Looking at Devil’s Castle, I considered how strong I still felt physically, (even if I was tired mentally); how much hard, scary work I’d already put into the route; and the exciting prospect that I might actually be capable of being the first solo woman to finish the WURL.

What I wanted was to be scared about what was actually in front of me, not what I’d built up in my head. It was so hard to tell. I didn’t want to give up.

So I waited.

Across the canyon I could see where I’d first popped up on the ridgeline after the grueling 6,000-foot ascent, the ups and downs I’d traversed (amounting to 12,500 vertical feet up and more than 8,000 feet down), the small pass where Sara had met me for “lunch,” when I was nine hours in. I’d come a long, long way.

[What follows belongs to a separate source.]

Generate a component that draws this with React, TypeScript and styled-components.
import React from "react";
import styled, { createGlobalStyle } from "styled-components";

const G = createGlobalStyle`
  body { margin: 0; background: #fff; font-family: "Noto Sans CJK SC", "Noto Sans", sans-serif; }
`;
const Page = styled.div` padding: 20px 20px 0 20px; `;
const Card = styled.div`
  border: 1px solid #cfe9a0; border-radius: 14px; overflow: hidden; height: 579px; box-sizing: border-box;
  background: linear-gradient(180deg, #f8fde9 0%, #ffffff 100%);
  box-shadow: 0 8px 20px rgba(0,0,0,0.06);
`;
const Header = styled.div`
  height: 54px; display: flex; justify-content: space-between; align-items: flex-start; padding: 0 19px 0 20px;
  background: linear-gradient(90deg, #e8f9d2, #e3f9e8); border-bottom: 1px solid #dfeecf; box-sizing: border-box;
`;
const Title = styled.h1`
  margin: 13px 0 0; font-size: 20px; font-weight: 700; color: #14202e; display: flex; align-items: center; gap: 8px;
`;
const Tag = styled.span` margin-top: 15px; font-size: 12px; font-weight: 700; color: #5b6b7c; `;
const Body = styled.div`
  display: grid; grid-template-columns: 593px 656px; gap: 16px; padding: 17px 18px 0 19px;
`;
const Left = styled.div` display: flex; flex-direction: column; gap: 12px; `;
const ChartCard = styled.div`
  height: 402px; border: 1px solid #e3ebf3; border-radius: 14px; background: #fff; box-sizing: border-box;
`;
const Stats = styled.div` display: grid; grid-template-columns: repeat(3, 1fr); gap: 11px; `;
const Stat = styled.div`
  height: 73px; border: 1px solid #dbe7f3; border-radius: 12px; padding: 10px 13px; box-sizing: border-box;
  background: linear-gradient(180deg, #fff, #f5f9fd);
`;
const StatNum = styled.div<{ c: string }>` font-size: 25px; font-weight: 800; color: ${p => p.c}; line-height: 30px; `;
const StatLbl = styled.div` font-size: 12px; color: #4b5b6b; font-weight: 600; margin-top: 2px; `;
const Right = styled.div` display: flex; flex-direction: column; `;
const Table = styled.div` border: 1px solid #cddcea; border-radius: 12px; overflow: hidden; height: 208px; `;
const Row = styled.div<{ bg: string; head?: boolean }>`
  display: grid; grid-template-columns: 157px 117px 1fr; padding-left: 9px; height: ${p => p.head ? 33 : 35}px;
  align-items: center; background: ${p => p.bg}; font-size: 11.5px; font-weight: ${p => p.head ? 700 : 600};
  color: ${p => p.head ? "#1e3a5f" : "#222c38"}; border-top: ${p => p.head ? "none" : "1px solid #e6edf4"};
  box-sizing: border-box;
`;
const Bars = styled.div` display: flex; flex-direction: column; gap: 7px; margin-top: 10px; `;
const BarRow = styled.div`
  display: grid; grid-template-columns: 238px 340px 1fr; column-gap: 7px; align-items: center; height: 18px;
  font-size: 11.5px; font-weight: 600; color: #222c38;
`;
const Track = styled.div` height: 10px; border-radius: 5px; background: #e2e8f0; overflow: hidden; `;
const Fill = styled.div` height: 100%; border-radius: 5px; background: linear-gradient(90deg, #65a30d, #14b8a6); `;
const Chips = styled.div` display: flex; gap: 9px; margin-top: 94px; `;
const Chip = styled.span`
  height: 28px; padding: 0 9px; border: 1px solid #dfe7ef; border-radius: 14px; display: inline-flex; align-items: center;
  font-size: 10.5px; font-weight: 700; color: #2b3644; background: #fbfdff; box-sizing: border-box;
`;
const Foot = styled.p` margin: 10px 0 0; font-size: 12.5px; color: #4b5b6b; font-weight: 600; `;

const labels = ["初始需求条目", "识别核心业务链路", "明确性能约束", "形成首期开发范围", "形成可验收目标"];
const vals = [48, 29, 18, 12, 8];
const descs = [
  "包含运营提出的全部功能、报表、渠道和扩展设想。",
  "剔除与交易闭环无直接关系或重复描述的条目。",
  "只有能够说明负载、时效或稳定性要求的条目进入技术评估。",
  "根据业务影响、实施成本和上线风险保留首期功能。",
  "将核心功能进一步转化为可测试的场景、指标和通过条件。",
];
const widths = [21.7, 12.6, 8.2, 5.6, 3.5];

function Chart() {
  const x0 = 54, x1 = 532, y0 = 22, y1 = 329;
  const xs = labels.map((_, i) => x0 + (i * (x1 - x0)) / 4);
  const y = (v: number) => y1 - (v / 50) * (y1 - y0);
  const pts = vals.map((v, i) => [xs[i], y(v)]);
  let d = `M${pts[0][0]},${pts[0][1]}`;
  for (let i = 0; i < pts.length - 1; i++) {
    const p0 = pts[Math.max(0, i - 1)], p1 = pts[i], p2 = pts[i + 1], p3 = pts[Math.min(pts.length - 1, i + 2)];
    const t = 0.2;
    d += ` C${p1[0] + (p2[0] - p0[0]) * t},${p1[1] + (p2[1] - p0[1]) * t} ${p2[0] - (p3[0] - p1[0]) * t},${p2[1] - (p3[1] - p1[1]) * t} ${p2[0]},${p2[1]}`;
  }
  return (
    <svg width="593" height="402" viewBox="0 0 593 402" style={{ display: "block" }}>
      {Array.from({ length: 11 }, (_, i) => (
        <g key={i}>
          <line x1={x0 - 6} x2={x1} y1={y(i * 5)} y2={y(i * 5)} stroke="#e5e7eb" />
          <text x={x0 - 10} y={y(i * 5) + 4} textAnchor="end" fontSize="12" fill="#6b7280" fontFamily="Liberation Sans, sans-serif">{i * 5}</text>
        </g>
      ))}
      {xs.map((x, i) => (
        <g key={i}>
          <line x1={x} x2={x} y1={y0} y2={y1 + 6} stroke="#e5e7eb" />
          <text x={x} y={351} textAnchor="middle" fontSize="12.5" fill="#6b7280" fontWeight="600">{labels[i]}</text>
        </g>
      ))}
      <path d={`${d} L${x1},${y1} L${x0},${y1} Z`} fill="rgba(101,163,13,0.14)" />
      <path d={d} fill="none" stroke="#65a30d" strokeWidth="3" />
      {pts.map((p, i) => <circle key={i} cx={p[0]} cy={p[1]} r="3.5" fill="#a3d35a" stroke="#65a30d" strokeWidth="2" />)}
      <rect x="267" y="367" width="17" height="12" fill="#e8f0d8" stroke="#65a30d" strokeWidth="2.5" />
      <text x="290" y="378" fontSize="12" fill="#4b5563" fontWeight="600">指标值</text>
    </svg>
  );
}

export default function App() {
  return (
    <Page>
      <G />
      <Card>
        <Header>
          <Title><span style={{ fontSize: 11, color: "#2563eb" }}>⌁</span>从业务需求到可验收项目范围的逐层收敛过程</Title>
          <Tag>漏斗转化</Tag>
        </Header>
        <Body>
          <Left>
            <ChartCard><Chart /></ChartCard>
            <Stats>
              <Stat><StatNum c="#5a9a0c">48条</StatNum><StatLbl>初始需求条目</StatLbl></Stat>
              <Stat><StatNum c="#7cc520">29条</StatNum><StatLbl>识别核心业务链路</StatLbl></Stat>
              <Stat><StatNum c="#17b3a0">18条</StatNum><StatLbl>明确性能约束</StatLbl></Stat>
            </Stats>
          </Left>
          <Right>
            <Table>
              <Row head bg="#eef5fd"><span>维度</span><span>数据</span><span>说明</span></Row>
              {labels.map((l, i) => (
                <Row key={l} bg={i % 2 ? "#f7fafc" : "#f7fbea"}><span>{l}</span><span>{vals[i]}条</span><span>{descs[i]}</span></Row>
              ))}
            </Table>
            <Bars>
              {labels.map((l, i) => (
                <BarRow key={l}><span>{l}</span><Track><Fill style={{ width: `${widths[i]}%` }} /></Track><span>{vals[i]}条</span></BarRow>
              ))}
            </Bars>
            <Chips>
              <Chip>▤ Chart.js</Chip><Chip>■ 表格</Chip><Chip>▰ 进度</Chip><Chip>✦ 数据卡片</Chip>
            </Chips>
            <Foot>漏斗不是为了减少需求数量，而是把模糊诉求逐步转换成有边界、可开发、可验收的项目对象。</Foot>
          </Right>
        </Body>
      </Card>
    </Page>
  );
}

I called Jordan, my fiancé, and relayed the situation. “I’m scared,” I admitted softly, and I think he knew I meant the fear of prematurely quitting. “Trust yourself,” he said, and I called Sara because I didn’t trust myself. I was too tired to make the decision alone. My gut told me to run as fast as I could downhill, away from the clouds, away from the billion joules of energy that coalesce in a lightning strike. But my heart was saying “What if you tried?”

Looking at the lights in the warm ski hut, the sun now fully down, knowing Sara was inside with more food… it was agonizing. If I could just get there, past the Castle, we could weather the storm together. And once it stopped raining and the rock dried out again, just like earlier that afternoon, I could finish.

“It’s a risk assessment,” Sara told me. I closed my eyes, felt more raindrops hit my bare shoulders, tried to distill the root of my emotions. When I quieted everything, listening both inside and out, I realized my heart knew, too: the right decision was to bail.

I recorded another video right before I dipped down off the ridge and followed a rocky funnel down to the valley floor. It starts with a large exhale. “So I’m calling it quits for now. It really sucks. It’s been a long day. I’ve put a lot of work into this,” I say. “But, I can come back. It’s not going anywhere.”